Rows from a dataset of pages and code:
====

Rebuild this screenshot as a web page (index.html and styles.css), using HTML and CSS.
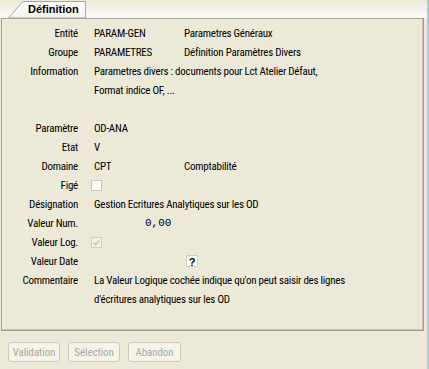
FILE: index.html
```html
<!DOCTYPE html>
<html lang="fr">
<head>
<meta charset="utf-8">
<link rel="stylesheet" href="styles.css">
</head>
<body>
<div class="window">
  <div class="tabstrip">
    <div class="tab">
      <svg class="tab-shape" width="80" height="18" viewBox="0 0 80 18">
        <defs>
          <linearGradient id="tg" x1="0" y1="0" x2="0" y2="1">
            <stop offset="0" stop-color="#fcfcfb"/>
            <stop offset="1" stop-color="#f4f3ee"/>
          </linearGradient>
        </defs>
        <path d="M0.5 18 L14 2.5 Q15 1.5 17 1.5 L77.5 1.5 L77.5 18 Z" fill="url(#tg)" stroke="#a9a79a" stroke-width="1"/>
      </svg>
      <span class="tab-label">Définition</span>
    </div>
  </div>
  <div class="panel">
    <div class="form">
      <div class="lbl">Entité</div><div class="val">PARAM-GEN</div><div class="val">Parametres Généraux</div>
      <div class="lbl">Groupe</div><div class="val">PARAMETRES</div><div class="val">Définition Paramètres Divers</div>
      <div class="lbl">Information</div><div class="val span2">Parametres divers : documents pour Lct Atelier Défaut,<br>Format indice OF, ...</div>
      <div class="blank"></div>
      <div class="lbl">Paramètre</div><div class="val">OD-ANA</div><div class="val"></div>
      <div class="lbl">Etat</div><div class="val">V</div><div class="val"></div>
      <div class="lbl">Domaine</div><div class="val">CPT</div><div class="val">Comptabilité</div>
      <div class="lbl">Figé</div><div class="val"><span class="chk"></span></div><div class="val"></div>
      <div class="lbl">Désignation</div><div class="val span2">Gestion Ecritures Analytiques sur les OD</div>
      <div class="lbl">Valeur Num.</div><div class="val num">0,00</div><div class="val"></div>
      <div class="lbl">Valeur Log.</div><div class="val"><span class="chk disabled"><svg width="9" height="9" viewBox="0 0 9 9"><path d="M1.5 4.5 L3.5 6.5 L7.5 2.5" fill="none" stroke="#c4c3ba" stroke-width="1.6"/></svg></span></div><div class="val"></div>
      <div class="lbl">Valeur Date</div><div class="val"></div><div class="val"><span class="qbtn">?</span></div>
      <div class="lbl">Commentaire</div><div class="val span2">La Valeur Logique cochée indique qu'on peut saisir des lignes<br>d'écritures analytiques sur les OD</div>
    </div>
  </div>
  <div class="buttons">
    <button class="btn" disabled>Validation</button>
    <button class="btn" disabled>Sélection</button>
    <button class="btn" disabled>Abandon</button>
  </div>
</div>
</body>
</html>
```

FILE: styles.css
```css
html, body {
  margin: 0;
  padding: 0;
  height: 100%;
  background: #ece9d8;
}
body {
  font-family: "Roboto Condensed", "Liberation Sans", Arial, sans-serif;
  font-size: 11px;
  letter-spacing: -0.25px;
  color: #000;
  overflow: hidden;
}
.window {
  width: 427px;
  height: 369px;
  border-right: 2px solid #a6c8f3;
  background: #ece9d8;
}
.tabstrip {
  height: 18px;
  background: linear-gradient(#ece9d8, #fbfaf6);
  padding-left: 8px;
  display: flex;
  align-items: flex-end;
}
.tab {
  position: relative;
  width: 80px;
  height: 18px;
}
.tab-shape {
  position: absolute;
  left: 0;
  top: 0;
}
.tab-label {
  position: relative;
  display: block;
  padding-left: 20px;
  padding-top: 2px;
  font-family: "Liberation Sans", Arial, sans-serif;
  letter-spacing: 0;
  font-weight: bold;
  font-size: 11px;
  line-height: 14px;
}
.panel {
  margin-left: 1px;
  width: 423px;
  height: 313px;
  border: 1px solid #a09f94;
  border-top: 1px solid #a9a79a;
  box-shadow: inset -1px -1px 0 #c7c5b8;
  box-sizing: border-box;
  padding-top: 5px;
}
.form {
  display: grid;
  grid-template-columns: 76px 74px auto;
  column-gap: 16px;
  grid-auto-rows: minmax(19px, auto);
  line-height: 19px;
}
.lbl {
  text-align: right;
  white-space: nowrap;
}
.val {
  white-space: nowrap;
}
.span2 {
  grid-column: 2 / 4;
}
.blank {
  grid-column: 1 / 4;
  height: 19px;
}
.num {
  font-family: "Liberation Mono", monospace;
  letter-spacing: 0;
  font-size: 11px;
  padding-left: 51px;
}
.chk {
  display: inline-block;
  width: 11px;
  height: 11px;
  box-sizing: border-box;
  border: 1px solid #c9c7ba;
  background: #fff;
  vertical-align: -2px;
  margin-left: -3px;
}
.chk.disabled {
  background: #f2f1ea;
  border-color: #cfcdc2;
}
.chk svg {
  display: block;
}
.qbtn {
  display: inline-block;
  width: 12px;
  height: 12px;
  line-height: 12px;
  text-align: center;
  font-family: "Liberation Sans", Arial, sans-serif;
  letter-spacing: 0;
  font-weight: bold;
  font-size: 11px;
  background: #fff;
  border: 1px solid #d2d0c4;
  box-sizing: border-box;
  vertical-align: -1px;
  margin-left: 2px;
}
.buttons {
  display: flex;
  gap: 8px;
  padding: 11px 0 0 8px;
}
.btn {
  font-family: "Roboto Condensed", "Liberation Sans", Arial, sans-serif;
  font-size: 11px;
  letter-spacing: -0.1px;
  height: 20px;
  width: 52px;
  padding: 0;
  border: 1px solid #cdcbc0;
  border-radius: 3px;
  background: #f5f4ea;
  color: #aca899;
}
.btn + .btn + .btn {
  width: 53px;
}
```
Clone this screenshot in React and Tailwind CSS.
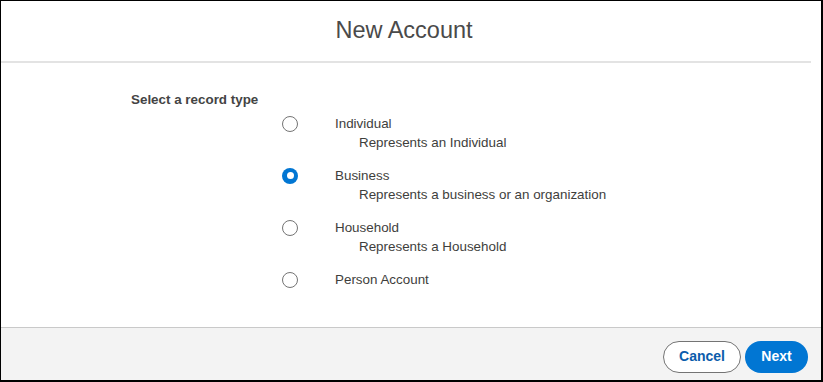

====

**Aim:** Show the lines of the data that hold the word "styles".

**Solution to this exercise:**
Rebuild this screenshot as a web page (index.html and styles.css), using HTML and CSS.
<link rel="stylesheet" href="styles.css">
FILE: styles.css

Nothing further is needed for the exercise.